With the recent release of the Beatles Stereo Catalogue on Remastered, Audiophile 180gm vinyl, the whole issue of analogue vs. digital has surfaced. Based on more information I've culled from the internet, I may be changing my opinion here.
I think the whole situation boils down to what you PERSONALLY can hear. As we all know, everyone hears things differently (or at all). As one gets older, one loses the ability to hear the high end of the audio spectrum. Typically, a human being should be able to hear tones in the range of 20hZ to 18,000hZ. Ideally that is.
With advancing age and exposure to daily sounds (jack hammers, traffic noise, etc), that 18,000hZ can quickly erode to 14,000hZ or worse.
The point I'm making here initially, is that those of us who thing perhaps their hearing is special, might be in for a surprise. Your hearing might not be as discerning as you might think.
Let's take a look again at how an analogue signal is converted to a digital signal. Current red book standards for CDs uses 16-bit/44.1khZ sampling rate. That means that for every second of analogue signal, it is sampled 44,100 times PER SECOND. This allows the digital signal to capture up to a 22khZ tone. Remember I said that an average person can probably not hear much above14khZ, so this sampling rate should suffice.
I don't think sampling at 96khZ or even 192khZ (192,000 slices PER SECOND) is REALLY going to make much difference. Especially to a "tired" ear.
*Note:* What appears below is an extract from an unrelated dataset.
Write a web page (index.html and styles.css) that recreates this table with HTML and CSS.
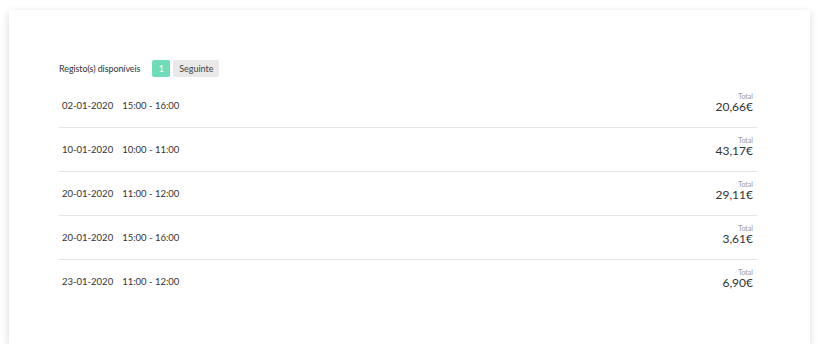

16-bit allows you to set a level for the each slice of sample. It assigns a digital number, if you will, for that slice at that particular part of the analogue wave form. Remember that bits are all part of the binary code, which only allows 1's or 0's. So a typical value for a slice of the signal includes 16 bits: xxxxxxxxxxxxxxxx . It could be something like 0110011110001110. The next slice might be 0110011110001111. Now, we have 16 spaces that can be filled by either 1 or 0, and the total number of possibilities is 2 to the 16th power, or roughly 65,000 possible values.
24-bit then, means 24 spaces or (2 to the 24th power), which then puts the number of possibilities at over 4 MILLION (compared to 65,000).
Better sound? hang on. Let's remember that we are still taking about the same dynamic range (the difference between absolute quiet and the noisiest passage in your analogue signal). Whether you express this dynamic range in 65,000 or 4,000,000 possibilities still doesn't change your DYNAMIC RANGE. It just refines your digitization process while making your digital file HUGE.
Folks, the average ear just isn't going to hear the difference between a 16bit and a 24bit sample. SuperEars might, but that is a limited group of people.
Now I find out that most of the newer 180gm vinyl records out there are likely sourced from a digitized form of the master tapes. DIGITIZED!! Not analogue! How many of you are now thinking, "Geez, I've been listening to that audiophile Partridge Family LP and it sounded great!"
Going back to the Beatles audiophile vinyl reissues, the source is from the Digital Remasters from 2009 (except for "Help!" and "Rubber Soul", which are taken from the George Martin remasters done in 1986). The digital remaster is 24bit, and had to be "converted" to 16bit for CD production. CD's must also be processed using limitation, which essentially boosts the sound levels.
The vinyl, on the other hand, doesn't have the 16bit restriction OR the limiting, hence the vinyl is the "purer" signal despite the fact that it's from a digitization of the original analogue tapes. And if you think you are going to see remasters from analogue tapes in the future, I wouldn't hold my breathe, as most studios have gotten rid of their reel-to-reel tape machines.
So to conclude, trust your ears!!! If the format you're listening to sounds great, then no worries!! With the slow degradation of our hearing as we get older, there ain't much we can do about it. Might as well slap a platter or a CD into your sound system AND JUST ENJOY THE MUSIC!!